I believe that immersing oneself in a subject allows for subconscious processing of information. This is part of what creates a "gut-feeling" or "intuition". My gut-feeling is that this investment will pay off. We will see over time.
In the fall out of the banking crash a decade ago, banking shares were undervalued in my opinion. I invested heavily in banking shares from 2011-2016 but then switched my focus to other areas, including property. It is interesting that banking seems to be punching above its weight for income, with the energy sector appearing to provide a stable return on the amount invested.
I appreciate this analysis is rather basic, but it has been an interesting exercise for me to look at my investments in this way.
How I have invested in different properties by region.
Overview of income from those regions.
Wales and the South Coast seem to be performing well.
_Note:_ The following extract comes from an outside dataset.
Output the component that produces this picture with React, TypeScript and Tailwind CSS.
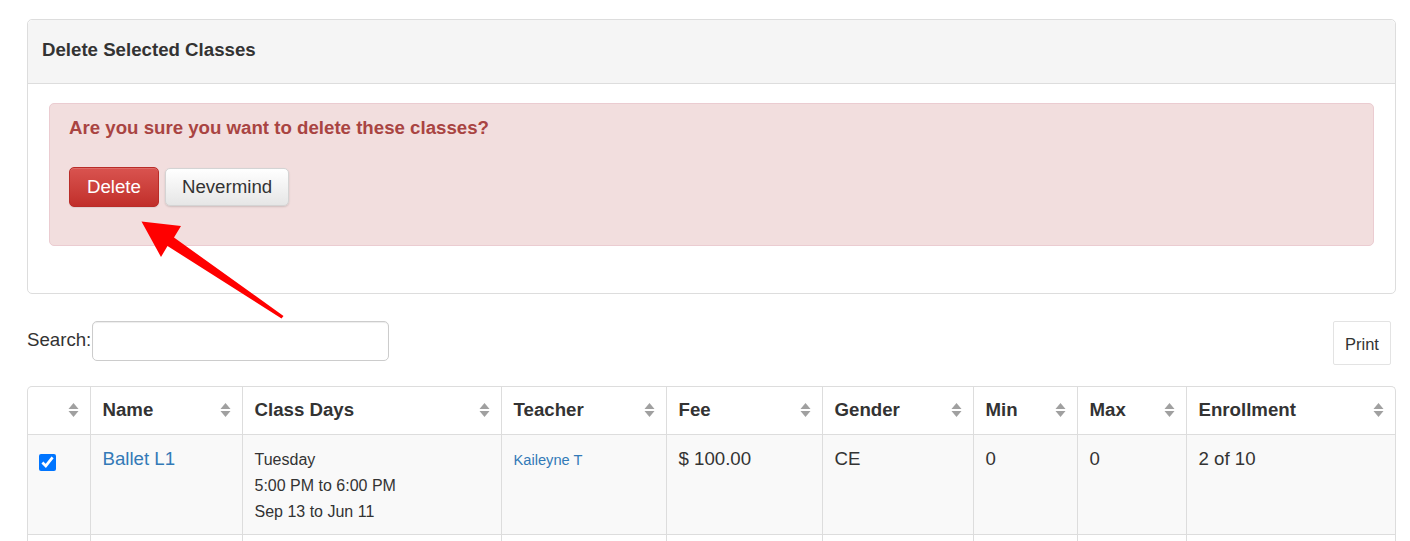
import React from "react";

function SortIcon() {
  return (
    <svg width="11" height="16" viewBox="0 0 11 16" className="shrink-0">
      <polygon points="5.5,1 10.5,7 0.5,7" fill="#a0a0a0" />
      <polygon points="0.5,9 10.5,9 5.5,15" fill="#a0a0a0" />
    </svg>
  );
}

const cols = [
  { label: "", w: "w-[62px]" },
  { label: "Name", w: "w-[152px]" },
  { label: "Class Days", w: "w-[259px]" },
  { label: "Teacher", w: "w-[165px]" },
  { label: "Fee", w: "w-[156px]" },
  { label: "Gender", w: "w-[151px]" },
  { label: "Min", w: "w-[104px]" },
  { label: "Max", w: "w-[109px]" },
  { label: "Enrollment", w: "" },
];

export default function App() {
  return (
    <div
      className="relative w-[1410px] h-[541px] overflow-hidden bg-white pl-[27px] pr-[14px] pt-[19px] text-[#333]"
      style={{ fontFamily: '"Liberation Sans", Arial, sans-serif' }}
    >
      {/* Panel */}
      <div className="border border-[#ddd] rounded-[5px] bg-white">
        <div className="bg-[#f5f5f5] border-b border-[#ddd] rounded-t-[5px] h-[64px] pb-[4px] flex items-center px-[14px]">
          <h3 className="text-[18.67px] font-bold leading-[26px] text-[#333]">Delete Selected Classes</h3>
        </div>
        <div className="pt-[19px] px-[21px] pb-[47px]">
          <div className="bg-[#f2dede] border border-[#ebccd1] rounded-[5px] pt-[11px] pb-[38px] px-[19px]">
            <p className="text-[18.67px] font-bold leading-[26px] text-[#a94442]">
              Are you sure you want to delete these classes?
            </p>
            <div className="mt-[26px] flex items-center gap-[6px]">
              <button className="h-[40px] px-[17px] rounded-[5px] border border-[#b92c28] bg-gradient-to-b from-[#d9534f] to-[#c12e2a] text-white text-[18.67px] leading-[26px] shadow-[inset_0_1px_0_rgba(255,255,255,0.15),0_1px_1px_rgba(0,0,0,0.075)]">
                Delete
              </button>
              <button className="h-[38px] px-[16px] rounded-[5px] border border-[#d4d4d4] bg-gradient-to-b from-white to-[#e6e6e6] text-[#333] text-[18.67px] leading-[26px] shadow-[0_1px_2px_rgba(0,0,0,0.15)]">
                Nevermind
              </button>
            </div>
          </div>
        </div>
      </div>

      {/* Search row */}
      <div className="mt-[27px] flex items-start justify-between">
        <label className="flex items-center text-[18.67px] leading-[26px] text-[#333]">
          <span className="-mt-[2px]">Search:</span>
          <input
            type="text"
            className="ml-px w-[297px] h-[40px] border border-[#ccc] rounded-[5px] px-3 outline-none shadow-[inset_0_1px_1px_rgba(0,0,0,0.075)]"
          />
        </label>
        <button className="mr-[5px] w-[58px] h-[44px] pt-[2px] border border-[#e3e3e3] bg-white text-[16.5px] text-[#333] rounded-[2px]">
          Print
        </button>
      </div>

      {/* Table */}
      <div className="mt-[21px] border border-[#ddd] rounded-t-[5px] border-b-0">
        <table className="w-full table-fixed border-collapse">
          <colgroup>
            {cols.map((c, i) => (
              <col key={i} className={c.w} />
            ))}
          </colgroup>
          <thead>
            <tr>
              {cols.map((c, i) => (
                <th
                  key={i}
                  className={`h-[47px] text-left align-middle border-b border-[#ddd] ${i > 0 ? "border-l" : ""} pl-[12px] pr-[11px]`}
                >
                  <div className="flex items-center justify-between">
                    <span className="text-[18.67px] font-bold leading-[26px] text-[#333]">{c.label}</span>
                    <SortIcon />
                  </div>
                </th>
              ))}
            </tr>
          </thead>
          <tbody>
            <tr className="bg-[#f9f9f9]">
              <td className="h-[100px] align-top border-b border-[#ddd] pl-[11px] pt-[19px]">
                <input type="checkbox" defaultChecked className="block w-[17px] h-[17px] m-0" />
              </td>
              <td className="align-top border-b border-l border-[#ddd] pl-[12px] pt-[11px]">
                <a className="text-[18.67px] leading-[26px] text-[#337ab7]">Ballet L1</a>
              </td>
              <td className="align-top border-b border-l border-[#ddd] pl-[12px] pt-[12px] text-[16px] leading-[26px] text-[#333]">
                <div>Tuesday</div>
                <div>5:00 PM to 6:00 PM</div>
                <div>Sep 13 to Jun 11</div>
              </td>
              <td className="align-top border-b border-l border-[#ddd] pl-[12px] pt-[12px] text-[14.67px] leading-[26px]">
                <a className="text-[#337ab7]">Kaileyne T</a>
              </td>
              <td className="align-top border-b border-l border-[#ddd] pl-[12px] pt-[11px] text-[18.67px] leading-[26px]">
                $ 100.00
              </td>
              <td className="align-top border-b border-l border-[#ddd] pl-[12px] pt-[11px] text-[18.67px] leading-[26px]">
                CE
              </td>
              <td className="align-top border-b border-l border-[#ddd] pl-[12px] pt-[11px] text-[18.67px] leading-[26px]">
                0
              </td>
              <td className="align-top border-b border-l border-[#ddd] pl-[12px] pt-[11px] text-[18.67px] leading-[26px]">
                0
              </td>
              <td className="align-top border-b border-l border-[#ddd] pl-[12px] pt-[11px] text-[18.67px] leading-[26px]">
                2 of 10
              </td>
            </tr>
            <tr>
              {cols.map((c, i) => (
                <td key={i} className={`h-[60px] ${i > 0 ? "border-l" : ""} border-[#ddd]`} />
              ))}
            </tr>
          </tbody>
        </table>
      </div>

      {/* Annotation arrow */}
      <svg
        className="absolute left-0 top-0 pointer-events-none"
        width="1410"
        height="541"
        viewBox="0 0 1410 541"
      >
        <polygon
          points="141.5,221.5 181,226 174,237.5 283.5,316 281.5,318.5 167.5,246 161,257"
          fill="#ff0000"
        />
      </svg>
    </div>
  );
}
Yorkshire and Derbyshire are not generating enough income and I may look to scale back my investment in Derbyshire. However, I am reluctant to give up the Yorkshire investment. The property I am investing in is an apartment complex in an area that I believe will undergo significant development and regeneration in the coming months and years. I believe the value of the investment will increase and I will see significant capital growth. Now, this may seem antithetical to my overall strategy; passive income from IGAs, however much like with the airline stock I have a gut-feeling this will be a good investment over time.
I hope you have found this blog interesting. It was a rewarding experience for me writing it, as it forced me to think about my investments in a different way. It reminds me of the quote from Seneca, the Roman philosopher; "while we teach, we learn."